No Forgotten Updates
Traditional systems often require updating multiple related states, leading to inconsistencies when developers forget some updates. StateFlow's atomic transitions ensure all related states update together:
defineFlow(orderState.pending, {
confirmOrder: (state) => {
// All related states must be returned together
return orderState.confirmed({
...state,
confirmedAt: Date.now(),
status: 'confirmed',
// Compiler ensures all required fields are provided
});
}
});
No Stale Closures
JavaScript closures can capture stale state values. StateFlow's signal-based architecture ensures handlers always receive the current state:
// ❌ Traditional approach - prone to stale closure
let count = 0;
setTimeout(() => {
count++; // Might use stale value
}, 1000);
// ✅ StateFlow approach - always current
defineFlow(counterState.active, {
increment: (state) => ({ count: state.count + 1 })
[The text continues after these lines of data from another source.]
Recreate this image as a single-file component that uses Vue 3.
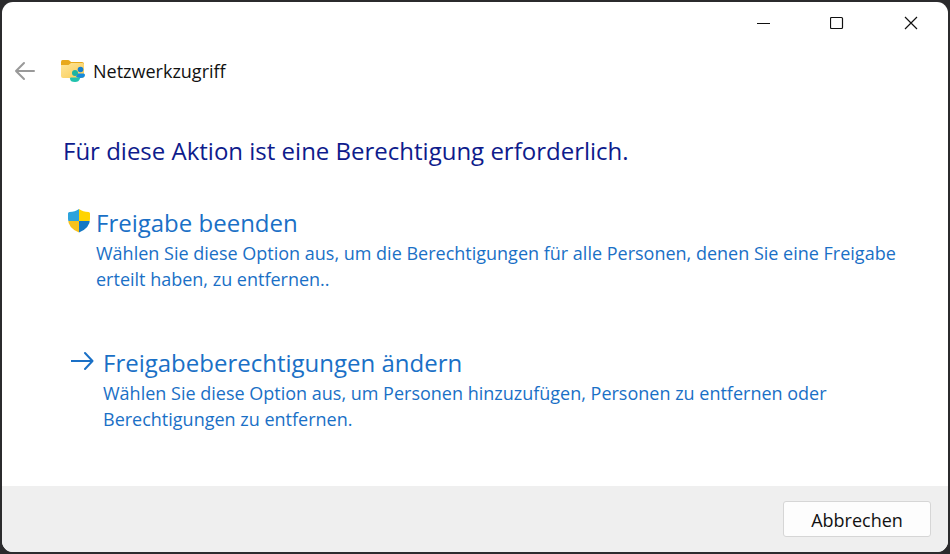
<script setup>
const options = [
  { id: 'stop', icon: 'shield', title: 'Freigabe beenden', text: 'Wählen Sie diese Option aus, um die Berechtigungen für alle Personen, denen Sie eine Freigabe erteilt haben, zu entfernen..' },
  { id: 'change', icon: 'arrow', title: 'Freigabeberechtigungen ändern', text: 'Wählen Sie diese Option aus, um Personen hinzuzufügen, Personen zu entfernen oder Berechtigungen zu entfernen.' },
]
</script>

<template>
  <div class="desktop">
    <section class="dialog" aria-labelledby="dialog-title">
      <div class="titlebar">
        <button type="button" aria-label="Minimieren"><svg width="14" height="14" viewBox="0 0 14 14"><path d="M1 7.5H14" /></svg></button>
        <button type="button" aria-label="Maximieren"><svg width="14" height="14" viewBox="0 0 14 14"><rect x="0.5" y="1.5" width="12" height="11" rx="1" /></svg></button>
        <button type="button" aria-label="Schließen"><svg width="14" height="14" viewBox="0 0 14 14"><path d="M1 1L13 13M13 1L1 13" /></svg></button>
      </div>
      <header class="header">
        <button type="button" class="back" aria-label="Zurück"><svg width="22" height="20" viewBox="0 0 22 20"><path d="M21 10H3M11 2L3 10L11 18" /></svg></button>
        <svg class="folder" width="26" height="24" viewBox="0 0 26 24">
          <defs>
            <linearGradient id="folder-front" x1="0" y1="0" x2="1" y2="1"><stop offset="0" stop-color="#ffe69a" /><stop offset="1" stop-color="#f8cb54" /></linearGradient>
          </defs>
          <path d="M1 3Q1 1 2.500 1H8Q9 1 10 2L11 3H22Q24 3 24 5V9H1Z" fill="#e8a91c" />
          <path d="M1 6H8.500L11 4H22.500Q24 4 24 5.500V17Q24 19 22 19H3Q1 19 1 17Z" fill="url(#folder-front)" />
          <circle cx="20.500" cy="10.500" r="2.800" fill="#1580cf" />
          <path d="M17.500 14.500H23.500Q25 14.500 25 16Q25 19 20.500 19Q17 19 16 17.500Z" fill="#168bdc" />
          <circle cx="15" cy="14" r="3" fill="#1bb4a2" />
          <path d="M11 18.500H19Q20 18.500 20 19.500Q19 23 15 23Q10 23 10 19.500Q10 18.500 11 18.500Z" fill="#20c2ad" />
        </svg>
        <span>Netzwerkzugriff</span>
      </header>
      <main>
        <h1 id="dialog-title">Für diese Aktion ist eine Berechtigung erforderlich.</h1>
        <button v-for="o in options" :key="o.id" type="button" class="option" :class="o.id">
          <svg v-if="o.icon === 'shield'" width="24" height="26" viewBox="0 0 24 26">
            <defs>
              <clipPath id="shield-shape"><path d="M12 1Q16 4 21.500 4Q23 4 23 5.500V11Q23 20 12 24.500Q1 20 1 11V5.500Q1 4 2.500 4Q8 4 12 1Z" /></clipPath>
            </defs>
            <g clip-path="url(#shield-shape)">
              <path d="M0 0H12V13H0Z" fill="#2da3dc" />
              <path d="M12 0H24V13H12Z" fill="#ffd400" />
              <path d="M0 13H12V26H0Z" fill="#f8c21c" />
              <path d="M12 13H24V26H12Z" fill="#1578c4" />
            </g>
          </svg>
          <svg v-else class="arrow" width="24" height="26" viewBox="0 0 24 26"><path d="M0 13H21M14 5L21.500 13L14 21" /></svg>
          <span class="copy"><span class="title">{{ o.title }}</span><span class="text">{{ o.text }}</span></span>
        </button>
      </main>
      <footer><button type="button" class="cancel">Abbrechen</button></footer>
    </section>
  </div>
</template>

<style>
body { margin: 0; background: #2b2b2d; }
</style>
<style scoped>
* { box-sizing: border-box; }
button { font: inherit; border: 0; background: transparent; padding: 0; }
svg { display: block; flex: none; }
.desktop { min-height: 100vh; padding: 2px; display: flex; background: #2b2b2d; font-family: "Open Sans", "Noto Sans", sans-serif; }
.dialog { flex: 1; display: flex; flex-direction: column; background: #fff; border-radius: 11px; overflow: hidden; }
.titlebar { display: flex; justify-content: flex-end; height: 42px; }
.titlebar button { width: 74px; display: grid; place-items: center; }
.titlebar path, .titlebar rect { fill: none; stroke: #111; stroke-width: 1.2; }
.header { display: flex; align-items: center; height: 54px; padding-left: 11px; font-size: 18px; color: #111; }
.back { margin-right: 25px; }
.back path { fill: none; stroke: #999; stroke-width: 2; stroke-linecap: round; stroke-linejoin: round; }
.folder { margin-right: 7px; }
main { flex: 1; padding: 33px 40px 0 61px; }
h1 { margin: 0 0 34px; font-size: 24px; line-height: 40px; font-weight: 400; color: #0e1b8c; }
.option { display: flex; align-items: flex-start; width: 100%; padding-left: 4px; text-align: left; color: #1a70c6; margin-bottom: 53px; }
.option svg { margin-top: 3px; }
.change { padding-left: 8px; }
.arrow path { fill: none; stroke: #1a70c6; stroke-width: 2; stroke-linecap: round; stroke-linejoin: round; }
.copy { margin-left: 5px; }
.change .copy { margin-left: 8px; }
.title, .text { display: block; }
.title { font-size: 24px; line-height: 35px; }
.text { font-size: 18px; line-height: 26px; }
footer { height: 66px; display: flex; justify-content: flex-end; align-items: center; padding-right: 17px; background: #efefef; }
.cancel { width: 148px; height: 36px; padding-top: 1px; border: 1px solid #d6d6d6; border-radius: 3px; background: #fdfdfd; color: #111; font-size: 18px; }
</style>
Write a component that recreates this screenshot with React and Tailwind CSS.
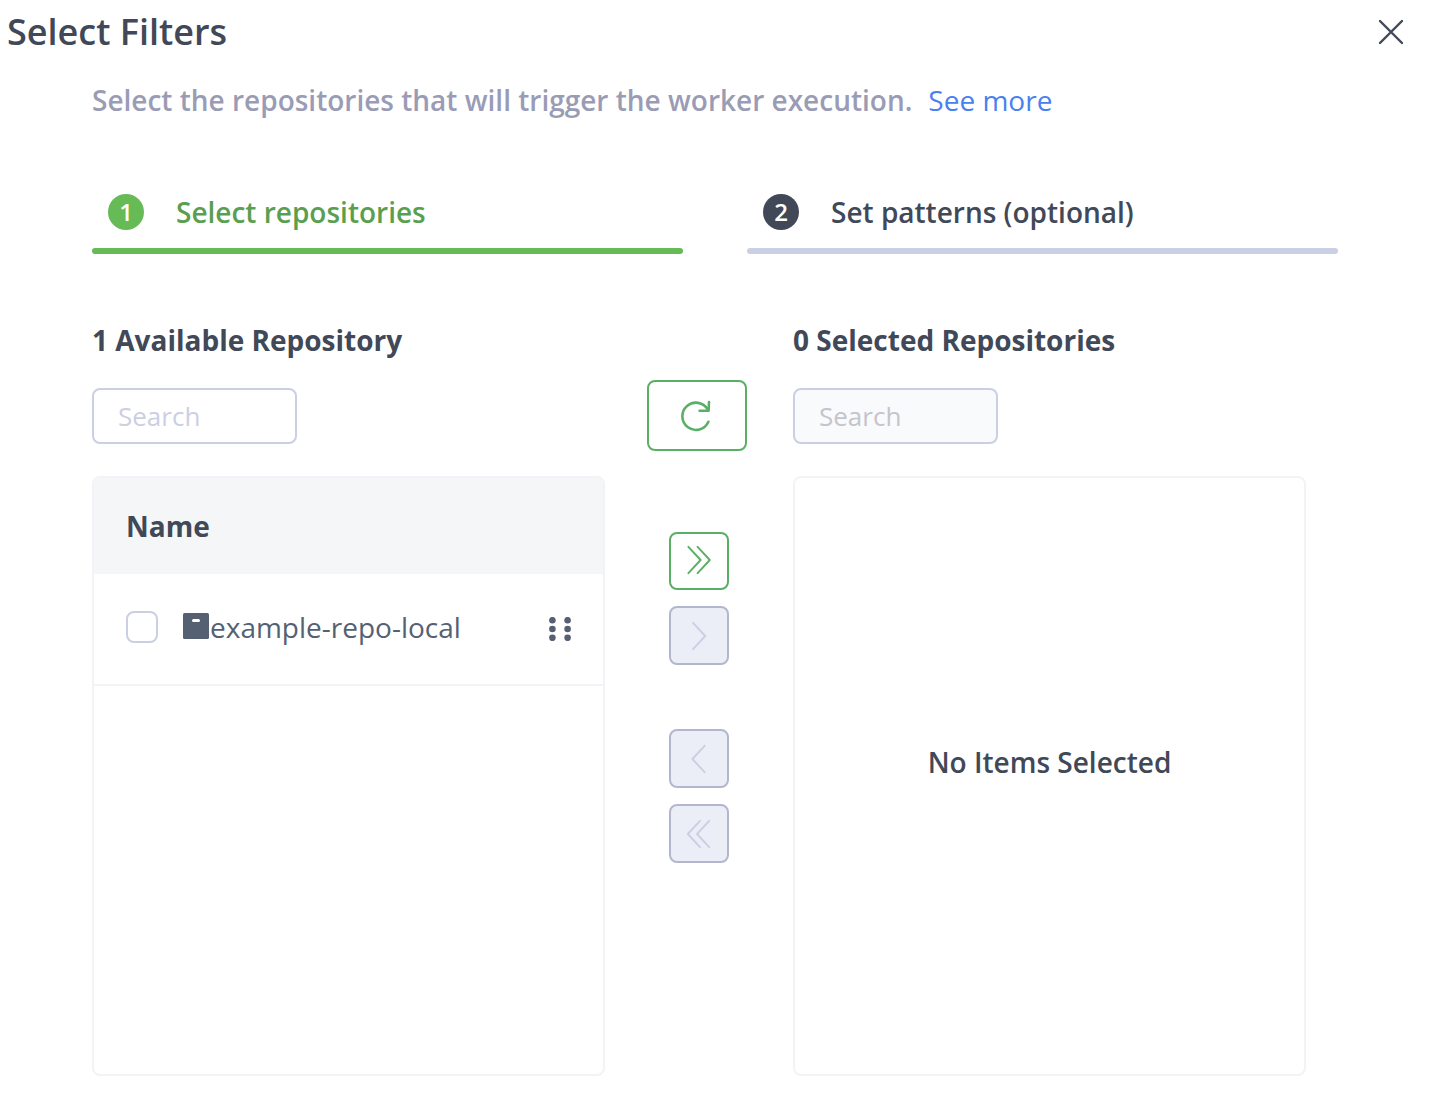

// 'state' parameter is always the current state
});
No Circular Dependencies
StateFlow's unidirectional data flow prevents circular state dependencies:
// States can only be modified through signals
// This prevents State A from directly modifying State B
// which could then modify State A, creating a cycle
defineFlow(stateA.active, {
update: (state, signal, context) => {
// Can read other states from context
const stateB = context.stateB;
// But cannot directly modify them
// Must return new state for A only
return { ...state, value: stateB.value + 1 };
}
});
Through these mechanisms, StateFlow provides strong guarantees about state consistency, making it suitable for applications where correctness is critical.